In short, the record in this case permits only the bald assumption that Taylor had the cocaine and dropped it. The theory of this possession is based on pure speculation and conjecture; it is not a fact proved beyond a reasonable doubt. It is well established that "[s]uspicious circumstances, including proximity to a controlled drug, are insufficient to support a conviction." Behrens v. Commonwealth, 3 Va. App. 131, 135, 348 S.E.2d 430, 432 (1986). Likewise, the "mere opportunity to commit an offense raises only 'the suspicion that the defendant may have been the guilty agent; and suspicion is never enough to sustain a conviction.'"Christian v. Commonwealth, 221 Va. 1078, 1082, 277 S.E.2d 205, 208 (1981) (quoting Simmons v. Commonwealth, 208 Va. 778, 783, 160 S.E.2d 569, 573 (1968)). "To justify conviction of a crime, it is insufficient to create a suspicion or probability of guilt." Moore v. Commonwealth, 254 Va. 184, 186, 491 S.E.2d 739, 740 (1997). As was the case in Gordon, "the fatal gap in the circumstantial evidence" exists precisely because the Commonwealth failed to prove Taylor ever possessed the package they found on the public throughway, and fails to exclude the reasonable hypothesis that other individuals, who were present and moving close to watch the spectacle, dropped the contraband.
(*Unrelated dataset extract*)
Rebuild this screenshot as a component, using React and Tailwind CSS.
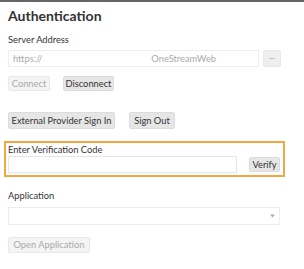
import React from 'react';

const btn = 'text-[9.3px] leading-none border rounded-[2px] flex items-center justify-center whitespace-nowrap';
const btnOn = `${btn} bg-[#e6e6e6] border-[#dcdcdc] text-[#333]`;
const btnOff = `${btn} bg-[#f4f4f4] border-[#e8e8e8] text-[#aaa]`;

export default function App() {
  return (
    <div className="w-[304px] h-[269px] bg-white overflow-hidden" style={{ fontFamily: 'Lato, "Open Sans", sans-serif' }}>
      <div className="h-[2px] bg-[#666]" />
      <div className="px-[8px]">
        <h1 className="mt-[4px] text-[14px] leading-[20px] font-bold text-[#333]">Authentication</h1>
        <div className="mt-[8px] text-[9.3px] leading-[12px] text-[#333]">Server Address</div>
        <div className="mt-[4px] flex items-center gap-[4px]">
          <div className="w-[251px] h-[17px] border border-[#eee] flex items-center pl-[4px] text-[9.3px] text-[#aaa]">
            <span>https://</span>
            <span className="w-[109px] h-[15px] shrink-0 bg-white" />
            <span>OneStreamWeb</span>
          </div>
          <button className="w-[18px] h-[17px] bg-[#efefef] border border-[#e8e8e8] rounded-[2px] flex items-center justify-center text-[7px] leading-none text-[#999]">···</button>
        </div>
        <div className="mt-[9px] flex gap-[13px]">
          <button className={`${btnOff} h-[15px] w-[42px]`}>Connect</button>
          <button className={`${btnOn} h-[15px] w-[51px]`}>Disconnect</button>
        </div>
        <div className="mt-[21px] flex gap-[14px]">
          <button className={`${btnOn} h-[17px] w-[107px]`}>External Provider Sign In</button>
          <button className={`${btnOn} h-[17px] w-[46px]`}>Sign Out</button>
        </div>
      </div>
      <div className="ml-[4px] mt-[12px] w-[281px] h-[36px] border-2 border-[#f5a742] px-[2px] pt-[1px]">
        <div className="text-[9.3px] leading-[12px] text-[#333]">Enter Verification Code</div>
        <div className="flex items-center gap-[12px]">
          <div className="w-[229px] h-[17px] border border-[#e6e6e6]" />
          <button className={`${btnOn} h-[15px] w-[31px]`}>Verify</button>
        </div>
      </div>
      <div className="px-[8px]">
        <div className="mt-[13px] text-[9.3px] leading-[12px] text-[#333]">Application</div>
        <div className="mt-[5px] w-[272px] h-[18px] border border-[#eee] flex items-center justify-end pr-[4px]">
          <svg width="5" height="4" viewBox="0 0 5 4"><path d="M0 0.5h5L2.5 3.5z" fill="#aaa" /></svg>
        </div>
        <button className={`${btnOff} mt-[12px] h-[16px] w-[82px]`}>Open Application</button>
      </div>
    </div>
  );
}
Absent proof that Taylor possessed the package, the evidence establishes only that the package with the cocaine was found at a point along Taylor's escape route — a fact insufficient to prove Taylor earlier had possessed and dropped it.Gordon, 212 Va. at 299, 183 S.E.2d at 736.
Because the evidence failed to prove beyond a reasonable doubt that Taylor ever possessed the package containing the cocaine, I would reverse the convictions and dismiss the indictments.